2019 song by I Prevail

"Hurricane" is a song by the American rock band I Prevail, released as the fourth single from their second studio album, Trauma. The song became the band's first number-one single on Billboards Mainstream Rock Songs chart.

==Background and writing==
Vocalist Brian Burkheiser said he began writing songs for Trauma after starting to recover from a vocal injury he sustained after touring in support of Lifelines. Burkheiser said the experience led him to write about trauma, which became the title of the album. He added that the song gave him an opportunity to use a softer vocal style following his recovery from a vocal injury. According to guitarist Steve Menoian, "Hurricane" was one of the first songs written for Trauma and the band's first collaboration with producer Tyler Smyth. Menoian said the band wrote the song while envisioning a performance at Wembley Stadium and aimed to make it sound "really big". Menoian added that the song's opening synthesizer pad was created with Smyth to make the introduction "enticing". The band described "Hurricane" as one of the most important songs on Trauma, and stated that it became "a pillar" in building the album's central message and sound.

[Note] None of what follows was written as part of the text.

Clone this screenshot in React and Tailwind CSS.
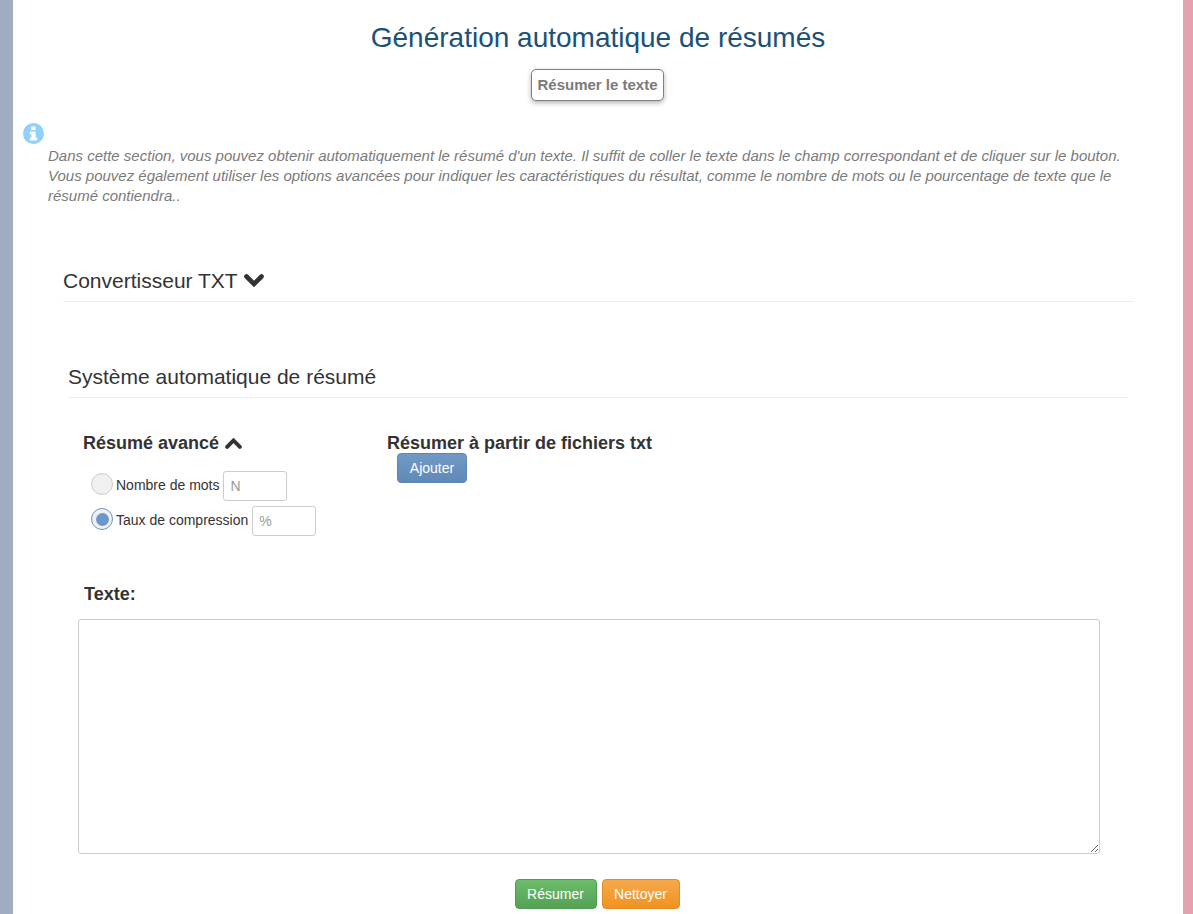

Vocalist Eric Vanlerberghe said the band viewed the track as a "middle ground" between the sound of Lifelines and the musical direction they wanted to pursue on Trauma. Vanlerberghe said the song retained elements of the band's earlier sound while indicating the musical direction the band would take in the future. He added that the song was a culmination of the band's experiences touring, including missing funerals, weddings, and other important moments with friends and family. He further added that the band began realizing what they had to give up as they achieved their dreams, describing this as a struggle. Guitarist Dylan Bowman said of "Hurricane", "I feel like we planted our feet in the ground with this sound." Bowman also said the song was balanced between the band's two vocalists, Burkheiser and Vanlerberghe.

==Composition==
Wall of Sound described "Hurricane" as the most experimental track on Trauma, writing that it begins like a pop/electronic song before dramatically changing halfway through with a heavy-hitting rock chorus.

==Music video==
A self-directed music video for "Hurricane" was released in April 2019. The video follows I Prevail's rise to fame through footage from life on the road and in the studio, while depicting several challenges the band faced, including losing all of their equipment in a bus fire, missing time with their families, and Burkheiser nearly losing his voice. It also features footage from the band's performances at Download Festival Australia, Burkheiser's first shows with the band in more than a year.

A live video for "Hurricane" was released in December 2019.

==Reimagined version==
On March 13, 2020, I Prevail released an acoustic version of "Hurricane", titled "Hurricane (Reimagined)". According to the band, they had envisioned a stripped-down version of "Hurricane" since writing the song. The band said it would allow them to explore more delicate instrumentation, production, and vocals.

==Track listing==

"Hurricane (Reimagined)" single
| No. | Title | Length |
|---|---|---|
| 1. | "Hurricane (Reimagined)" (explicit) | 3:15 |
| 2. | "Hurricane" (explicit) | 3:43 |
| Total length: |  | 6:58 |

==Chart performance==
"Hurricane" reached number one on the Billboard Mainstream Rock Songs chart dated March 21, 2020, becoming I Prevail's first number-one single on the chart and the band's sixth entry overall. The song became the first by a new chart-topping act to reach number one on the chart in 2020.

==Personnel==
Credits adapted from Apple Music.

I Prevail
- Brian Burkheiser – lead vocals
- Eric Vanlerberghe – lead vocals
- Steve Menoian – lead guitar
- Dylan Bowman – rhythm guitar
- Gabe Helguera – drums

Production and engineering
- Tyler Smyth – producer, mixing engineer, recording engineer
- Ted Jensen – mastering engineer

==Charts==

===Weekly charts===

Weekly chart performance for "Hurricane"
| Chart (2019–2020) | Peak position |
|---|---|
| US Hot Rock & Alternative Songs (Billboard) | 10 |
| US Rock & Alternative Airplay (Billboard) | 13 |
| US Mainstream Rock Airplay (Billboard) | 1 |

===Year-end charts===

Year-end chart performance for "Hurricane"
| Chart (2020) | Position |
|---|---|
| US Hot Rock & Alternative Songs (Billboard) | 69 |
| US Mainstream Rock Airplay (Billboard) | 5 |

==Certifications==

Certifications for "Hurricane (Reimagined)"
| Region | Certification | Certified units/sales |
| Australia (ARIA) | Gold | 35,000^{‡} |
^{‡} Sales+streaming figures based on certification alone.